Case Insensitivity: SQL keywords (e.g., SELECT, WHERE) and field names are not case-sensitive. However, string values in conditions remain case-sensitive.
Example:
select * where region = 'North America'
Spaces Allowed in Field Names: You can include spaces in field names without needing to surround them with quotes.
Example:
select Messages Sent
Optional SELECT Statement: The SELECT
keyword is optional and can be omitted for simplicity.
Subqueries Not Supported: Cloud9QL doesn't support subqueries, but you can write multiple statements by separating them with a semicolon. You can also use the append
function to combine different aggregations from the same dataset.
You can use Cloud9QL transformations on datasets both before and after joins, directly within the Queries section.
Select the Editor tab.
You can use Cloud9QL to transform data either alongside or instead of the native query language of the underlying datastore. In this example, the Cloud9QL transformations will be applied after the Mongo Query is executed.
After the data is joined, you can apply a Cloud9QL Post Query to your dataset.
Once data is presented in a widget, further transformations can be made through the Filters button.
Find the filters button at the top right corner of any widget.
At the bottom of the tab you will find Cloud9QL Transformation.
Here you can apply your Cloud9QL transformations. Press the preview button to see the changes applied to the dataset.
Aggregations functions enable grouping/dimensions from the data.
select sum(sent)
select sum(sent), avg(sent), count(*), median(sent), max(sent), min(sent)
Supported: sum, count, avg, median, max, min
Enables aggregations based on one or more groups/dimensions.
select sum(sent) as Total Sent, Customer group by Customer
Combines values on multiple rows of a given field into an array based on group by field(s).
ARRAY(<field>)
ARRAY(<field>, <remove-duplicates-flag>)
ARRAY(<field>, <remove-duplicates-flag>, <filter-out-null-flag>)
select Stock, array(Price) as Trends group by Stock
select Stock, array(Price, true, true) as Trends group by Stock
Arithmetic operations can be used within the query
select (opened/sent)*100 as Open Rate, Customer
Supported operators:
+ |
- |
* |
+ |
/ |
^ |
% |
abs |
acos |
asin |
atan |
cbrt |
ceil |
cos |
cosh |
floor |
sqrt |
tan |
Useful to determine variance of a set of values;
select sd(opened) as Std Deviation, Customer group by customer
Cloud9QL will automatically attempt to parse various date formats.
Use str_to_date(<date>,<format>) for unsupported formats.
Allows for the differentiation between the epoch with milliseconds vs without milliseconds.

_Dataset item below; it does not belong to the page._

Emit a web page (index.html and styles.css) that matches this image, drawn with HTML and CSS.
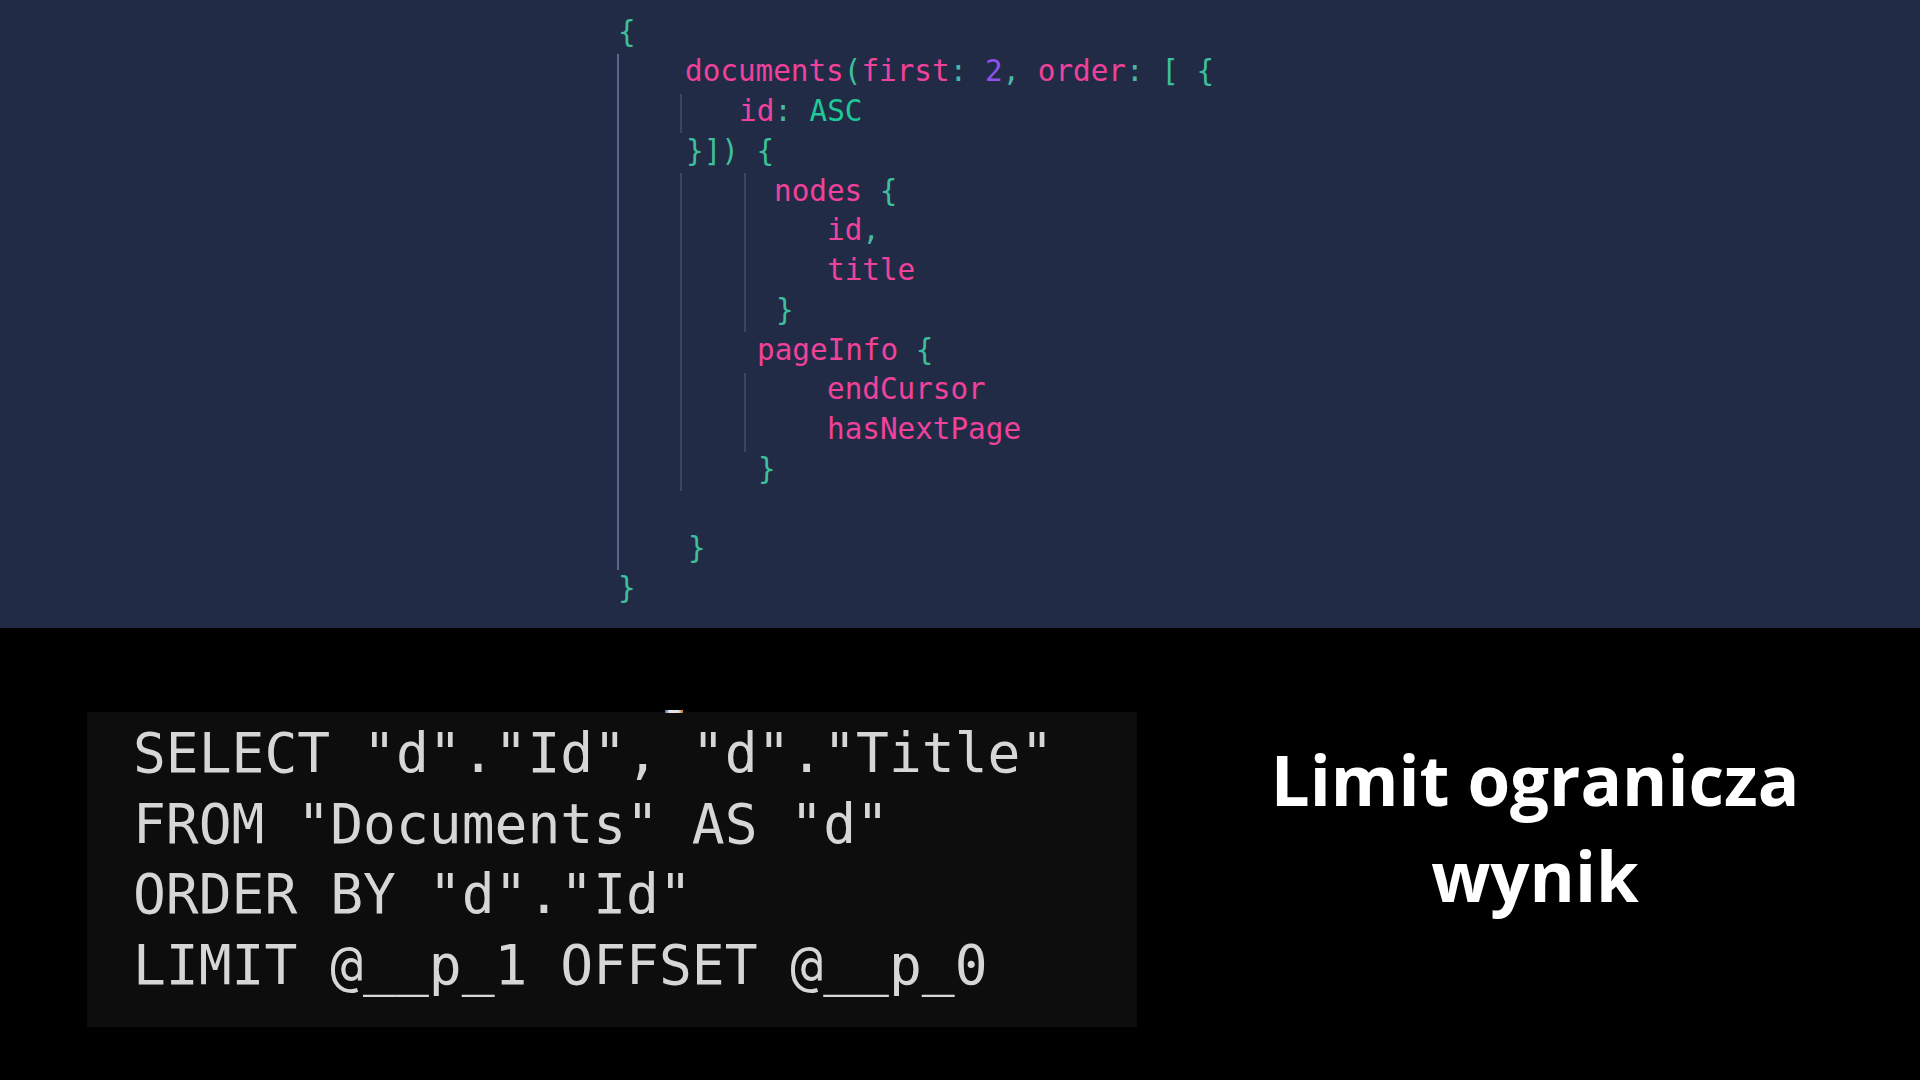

This is specifically for REST queries
For example: date={$c9today,epochsecs} will format today into epoch seconds format
Converts an Epoch number of seconds to a readable date format.
select epoch_to_date(date) as datetime
Truncates a date to midnight. When used within group by performs aggregation by date.
select date(date), sent
select date(date) as Sent Date, sum(sent) as Total Sent group by date(date)
Day name of the week (Sunday, Monday etc)
select day_of_week(date), sum(sent) as Total Sent group by day_of_week(date)
Day of the month (1, 2, 3 etc)
select day_of_month(date), sum(sent) as Total Sent group by day_of_month(date)
Length of the month in days (28, 29, 30, 31 etc)
select days_in_month(date), sum(sent) as Total Sent group by days_in_month(date)
Truncates to a date to the beginning of the week (Sunday). When used within group by performs aggregation by week.
select week(date) as Sent Week, sum(sent) as Total Sent group by week(date)
By default, WEEK(<date-field>)
returns the Sunday date at midnight of a given week but with WEEK(<date-field>, offset)
, you can offset the days and alter the day of the week returned.
Offset Reference:
1 - Monday
2 - Tuesday
3 - Wednesday
4 - Thursday
5 - Friday
6 - Saturday
Example: WEEK(<date-field>, 1)
: returns the Monday date at midnight of a given week.
Week Number integer for the input date
select week_of_year(date) as Sent Week, sum(sent) as Total Sent group by week_of_year(date)
NOTES:
A week is defined from Monday-Sunday regardless of month or year.
All weeks are 7 days long
Weeks are not dependent on the month but it is possible to have 5 weeks associated with a day in a month depending on how the days are aligned, For example, if the 1st of a month falls on a Saturday, then that day will belong to the week starting on Monday which falls in the previous month.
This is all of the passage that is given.